O excesso de material genético interfere em outros mecanismos, que também estão sendo pesquisados. Algumas conseqüências são notórias, caso da obesidade. “Mas os diagnósticos são feitos cada vez mais cedo e isso tem permitido que essas pessoas vivam mais e melhor”, afirma a médica Elaine Rodini, coordenadora do laboratório de genética da Universidade Estadual Paulista, em Bauru. Ou seja, a criança Down de hoje completará mais aniversários do que as das gerações passadas. Segundo dados do Instituto Meta Social, outra entidade que batalha pela inclusão dos indivíduos com a síndrome, em 1947 eles viviam 15 anos na média mundial. Em 1989, a expectativa de vida passou para 50 anos e atualmente está em 70.

Apesar dessas vitórias, ainda há barreiras a superar. A atual novela global das oito retratará um pouco do preconceito e do desconhecimento da sociedade. No ano que vem, a escola de samba Império Serrano levará para a avenida um enredo que abordará a campanha do Instituto Meta Social: ser diferente é normal. “A campanha tem provocado mudanças no comportamento. Os pais, por exemplo, afirmam que se sentem mais à vontade de sair com os filhos”, diz a carioca Helena Werneck, coordenadora do instituto.

Muita gente se surpreende ao notar que esses homens e mulheres podem
trabalhar, estudar e namorar. Tudo depende de como foram estimulados. Mariana Amato, 27 anos, filha de Glória, da Carpe Diem, conseguiu emprego num banco na capital paulista, continua estudando e gosta de se divertir com os amigos e o namorado. Há uma semana retornou de uma viagem de férias que fez, sozinha, pela Paraíba. “Sou tão capaz quanto qualquer pessoa da minha idade”, crava. É bom esclarecer que não há graus na síndrome. Ninguém está com menos ou mais Down. Algumas pessoas têm mais capacidade para assumir responsabilidades, como administrar uma conta corrente, do que outras. Mas isso ocorre com todo mundo.

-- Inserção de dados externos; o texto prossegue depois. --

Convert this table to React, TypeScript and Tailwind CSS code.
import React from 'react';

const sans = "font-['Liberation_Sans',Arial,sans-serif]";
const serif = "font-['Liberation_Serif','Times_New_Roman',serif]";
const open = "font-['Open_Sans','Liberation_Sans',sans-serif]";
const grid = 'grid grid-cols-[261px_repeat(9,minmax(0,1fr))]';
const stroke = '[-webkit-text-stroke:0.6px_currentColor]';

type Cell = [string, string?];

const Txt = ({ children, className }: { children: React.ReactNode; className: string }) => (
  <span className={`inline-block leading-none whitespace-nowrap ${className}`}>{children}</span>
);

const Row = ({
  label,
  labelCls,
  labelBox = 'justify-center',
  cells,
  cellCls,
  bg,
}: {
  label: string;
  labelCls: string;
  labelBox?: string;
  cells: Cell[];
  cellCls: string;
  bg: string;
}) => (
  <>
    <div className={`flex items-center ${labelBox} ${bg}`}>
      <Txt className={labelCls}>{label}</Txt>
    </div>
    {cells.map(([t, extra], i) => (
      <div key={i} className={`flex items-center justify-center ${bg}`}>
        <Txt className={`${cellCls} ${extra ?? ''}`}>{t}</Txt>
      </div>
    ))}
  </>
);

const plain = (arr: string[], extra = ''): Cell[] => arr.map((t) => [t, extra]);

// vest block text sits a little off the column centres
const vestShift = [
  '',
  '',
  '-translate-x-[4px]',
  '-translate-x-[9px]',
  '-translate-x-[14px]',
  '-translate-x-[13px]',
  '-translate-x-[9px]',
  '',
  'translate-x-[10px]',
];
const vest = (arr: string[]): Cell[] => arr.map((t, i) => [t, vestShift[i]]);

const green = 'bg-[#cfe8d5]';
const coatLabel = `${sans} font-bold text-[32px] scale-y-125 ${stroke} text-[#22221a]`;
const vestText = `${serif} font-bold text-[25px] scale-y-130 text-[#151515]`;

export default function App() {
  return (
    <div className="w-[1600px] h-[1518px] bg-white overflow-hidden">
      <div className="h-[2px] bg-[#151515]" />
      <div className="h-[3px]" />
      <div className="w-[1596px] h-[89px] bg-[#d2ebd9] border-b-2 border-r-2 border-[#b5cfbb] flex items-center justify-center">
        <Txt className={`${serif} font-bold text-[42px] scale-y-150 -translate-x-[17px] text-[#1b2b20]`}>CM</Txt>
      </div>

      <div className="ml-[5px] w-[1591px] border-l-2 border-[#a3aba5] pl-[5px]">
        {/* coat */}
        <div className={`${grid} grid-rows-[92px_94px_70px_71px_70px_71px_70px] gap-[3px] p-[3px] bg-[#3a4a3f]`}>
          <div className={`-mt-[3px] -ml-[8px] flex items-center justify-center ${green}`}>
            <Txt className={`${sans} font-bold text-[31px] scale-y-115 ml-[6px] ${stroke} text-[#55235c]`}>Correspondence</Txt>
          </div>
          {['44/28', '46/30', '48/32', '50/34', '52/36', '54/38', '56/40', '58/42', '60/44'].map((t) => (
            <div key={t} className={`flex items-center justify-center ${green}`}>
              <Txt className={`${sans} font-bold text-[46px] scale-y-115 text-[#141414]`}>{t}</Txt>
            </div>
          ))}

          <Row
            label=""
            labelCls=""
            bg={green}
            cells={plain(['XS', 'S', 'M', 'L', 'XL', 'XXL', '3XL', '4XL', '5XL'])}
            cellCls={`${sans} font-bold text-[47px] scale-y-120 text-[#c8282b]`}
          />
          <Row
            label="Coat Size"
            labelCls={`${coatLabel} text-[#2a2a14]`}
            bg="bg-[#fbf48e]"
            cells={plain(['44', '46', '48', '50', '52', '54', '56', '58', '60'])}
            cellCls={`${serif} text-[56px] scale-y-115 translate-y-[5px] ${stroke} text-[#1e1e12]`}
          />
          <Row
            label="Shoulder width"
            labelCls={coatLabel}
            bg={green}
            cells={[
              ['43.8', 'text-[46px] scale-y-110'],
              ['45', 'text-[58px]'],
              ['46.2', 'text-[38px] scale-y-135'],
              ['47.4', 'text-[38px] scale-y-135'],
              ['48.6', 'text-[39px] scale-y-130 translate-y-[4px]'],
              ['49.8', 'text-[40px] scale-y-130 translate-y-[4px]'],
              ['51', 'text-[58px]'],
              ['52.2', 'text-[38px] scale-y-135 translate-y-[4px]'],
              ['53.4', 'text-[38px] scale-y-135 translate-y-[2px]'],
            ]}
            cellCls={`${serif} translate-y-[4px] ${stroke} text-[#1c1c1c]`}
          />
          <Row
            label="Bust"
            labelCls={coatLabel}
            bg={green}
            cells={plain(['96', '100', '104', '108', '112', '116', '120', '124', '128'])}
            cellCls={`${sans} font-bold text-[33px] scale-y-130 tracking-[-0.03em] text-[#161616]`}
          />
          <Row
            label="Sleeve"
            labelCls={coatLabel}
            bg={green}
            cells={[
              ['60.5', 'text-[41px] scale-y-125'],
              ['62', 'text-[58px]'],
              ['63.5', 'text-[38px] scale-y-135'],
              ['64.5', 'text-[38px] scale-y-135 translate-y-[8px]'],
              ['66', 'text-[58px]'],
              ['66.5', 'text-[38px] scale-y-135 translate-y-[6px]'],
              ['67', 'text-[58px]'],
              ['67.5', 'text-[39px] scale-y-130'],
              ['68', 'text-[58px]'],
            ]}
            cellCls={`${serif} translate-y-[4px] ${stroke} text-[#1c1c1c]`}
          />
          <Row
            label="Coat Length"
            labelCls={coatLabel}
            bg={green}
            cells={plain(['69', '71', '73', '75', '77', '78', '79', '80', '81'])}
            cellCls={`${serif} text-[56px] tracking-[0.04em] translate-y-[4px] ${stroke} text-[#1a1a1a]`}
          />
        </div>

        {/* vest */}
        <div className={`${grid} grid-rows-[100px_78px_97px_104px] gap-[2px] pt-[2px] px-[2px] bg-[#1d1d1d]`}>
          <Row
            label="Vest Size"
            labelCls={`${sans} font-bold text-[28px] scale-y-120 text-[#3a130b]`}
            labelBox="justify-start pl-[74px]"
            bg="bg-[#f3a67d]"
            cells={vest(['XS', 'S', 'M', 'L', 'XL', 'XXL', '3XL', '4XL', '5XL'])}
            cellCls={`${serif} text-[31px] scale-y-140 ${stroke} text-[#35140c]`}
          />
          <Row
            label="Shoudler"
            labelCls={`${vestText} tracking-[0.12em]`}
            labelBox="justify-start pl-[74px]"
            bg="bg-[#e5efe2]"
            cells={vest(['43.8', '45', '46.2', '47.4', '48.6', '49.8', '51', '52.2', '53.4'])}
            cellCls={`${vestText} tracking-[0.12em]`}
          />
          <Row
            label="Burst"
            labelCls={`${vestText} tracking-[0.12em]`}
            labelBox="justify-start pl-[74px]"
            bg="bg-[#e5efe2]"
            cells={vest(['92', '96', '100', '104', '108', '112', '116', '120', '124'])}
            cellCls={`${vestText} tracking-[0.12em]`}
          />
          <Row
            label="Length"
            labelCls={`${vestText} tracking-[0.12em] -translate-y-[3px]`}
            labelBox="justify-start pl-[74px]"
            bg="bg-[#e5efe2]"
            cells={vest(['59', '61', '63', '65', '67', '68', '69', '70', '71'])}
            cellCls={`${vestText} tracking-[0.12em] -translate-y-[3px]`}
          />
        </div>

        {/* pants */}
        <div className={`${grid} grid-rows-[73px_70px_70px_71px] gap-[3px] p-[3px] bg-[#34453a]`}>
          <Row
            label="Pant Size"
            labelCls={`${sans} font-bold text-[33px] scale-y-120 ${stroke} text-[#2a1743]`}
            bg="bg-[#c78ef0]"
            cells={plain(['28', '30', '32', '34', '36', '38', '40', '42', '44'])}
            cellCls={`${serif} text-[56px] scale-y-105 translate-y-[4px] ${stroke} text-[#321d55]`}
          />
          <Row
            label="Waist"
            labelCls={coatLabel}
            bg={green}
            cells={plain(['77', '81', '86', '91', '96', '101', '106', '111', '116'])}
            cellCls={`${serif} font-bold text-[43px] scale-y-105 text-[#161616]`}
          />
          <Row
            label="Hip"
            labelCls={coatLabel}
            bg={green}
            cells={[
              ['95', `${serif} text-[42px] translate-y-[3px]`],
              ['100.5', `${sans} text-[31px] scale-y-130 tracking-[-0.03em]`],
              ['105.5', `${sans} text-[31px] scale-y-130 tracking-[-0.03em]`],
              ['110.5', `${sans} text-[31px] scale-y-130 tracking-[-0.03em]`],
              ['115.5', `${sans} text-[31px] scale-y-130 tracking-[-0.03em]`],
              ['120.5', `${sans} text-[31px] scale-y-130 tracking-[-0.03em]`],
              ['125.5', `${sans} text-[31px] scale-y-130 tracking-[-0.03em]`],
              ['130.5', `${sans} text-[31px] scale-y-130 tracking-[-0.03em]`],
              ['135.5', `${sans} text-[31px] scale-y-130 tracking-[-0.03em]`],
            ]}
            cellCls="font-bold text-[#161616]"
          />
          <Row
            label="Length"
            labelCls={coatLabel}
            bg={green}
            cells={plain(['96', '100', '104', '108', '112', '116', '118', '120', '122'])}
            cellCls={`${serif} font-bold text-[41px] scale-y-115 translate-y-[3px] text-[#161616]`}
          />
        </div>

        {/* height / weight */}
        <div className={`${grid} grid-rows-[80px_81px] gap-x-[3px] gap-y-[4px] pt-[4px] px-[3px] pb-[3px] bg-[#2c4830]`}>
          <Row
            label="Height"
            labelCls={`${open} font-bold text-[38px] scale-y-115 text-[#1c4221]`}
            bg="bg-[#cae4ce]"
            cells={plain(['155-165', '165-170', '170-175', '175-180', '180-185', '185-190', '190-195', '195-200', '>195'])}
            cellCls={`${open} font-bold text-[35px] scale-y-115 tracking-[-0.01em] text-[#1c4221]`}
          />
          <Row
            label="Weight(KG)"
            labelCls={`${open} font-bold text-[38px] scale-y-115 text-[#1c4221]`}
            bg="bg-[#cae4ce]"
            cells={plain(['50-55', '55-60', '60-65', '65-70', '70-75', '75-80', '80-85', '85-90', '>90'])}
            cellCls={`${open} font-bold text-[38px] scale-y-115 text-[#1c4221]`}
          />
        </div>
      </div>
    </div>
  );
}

Constituir família é uma questão mais delicada. Não por que não possam ter bebês. O “detalhe” é que o filho de um casal com um dos parceiros Down tem 50% de chances de ter a alteração genética que causa a síndrome. Se os dois tiverem, a probabilidade sobe para 75%. Há dois anos e oito meses, Ariel Goldenberg e Rita de Cássia Pokk, ambos com 26 anos, se casaram. A paixão foi à primeira vista, mas o namoro só se firmou meses depois, numa festa. “Brindamos com refrigerante ao som da trilha do filme Titanic”, lembra Rita. A vida de casado não é diferente das demais pessoas. A dupla trabalha – ele, numa corretora de seguros, ela em uma drogaria. E tem um grande objetivo: comprar
uma casa. Quanto a ter filhos, não querem. “Fiz vasectomia. Tudo por amor a esta mulher”, declara Ariel. Um romântico, definitivamente.